Arkansas’ Succeed Scholarship Program for Students with Disabilities is the state’s first school choice program. This school voucher program was enacted in 2015 and launched for the use of families in 2016. Learn more about the program’s details on this page, including eligibility, funding, regulations and more.
Reduces eligibility requirements for dependents of active-duty members of the military
20 participating students (Fall 2016)
13 percent of students eligible statewide
17 participating schools (Fall 2016)
Average voucher value: $6,646 (2016–17)
Value as a percentage of public school per-student spending: 69 percent
Arkansas provides vouchers to students with disabilities and dependents of active-duty members of the military who have an Individualized Education Plan (IEP) to attend private school.

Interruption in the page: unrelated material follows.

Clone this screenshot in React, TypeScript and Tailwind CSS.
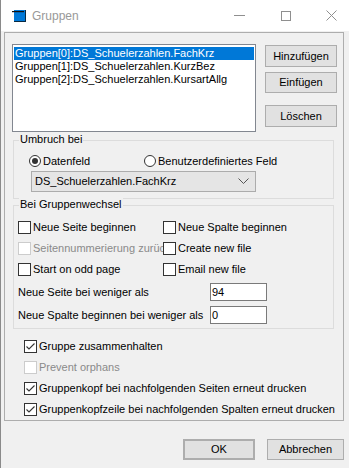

Each student’s voucher is funded at the public school foundation funding amount for the current school year ($6,646 in 2016–17), up to but not exceeding the amount of tuition and fees at the private school.
Students must be accepted to a private school, have an Individualized Education Plan (IEP) and be either (A) enrolled in an Arkansas public school for at least one year or (B) dependents of active-duty members of the military. For the 2016–17 school year, the program shall be limited to 100 students.
In the state where black students were first able to receive quality education through the integration of public schools, the passage of Arkansas’ Succeed Scholarship Program for Students with Disabilities has become another historical milestone for educational opportunity. However, it is just one step. Eligibility for this program is too restrictive for Arkansas students. It should reflect the message of Little Rock: all students should be eligible for a scholarship to attend any school of choice. Further, the funding of the program is maxed at 69 percent of public school per-student spending. This cap should be raised to allow students greater purchasing power and access to more schooling options.
Ark. Code Ann. §§ 6-41-801 through 807
No legal challenges have been filed against the program.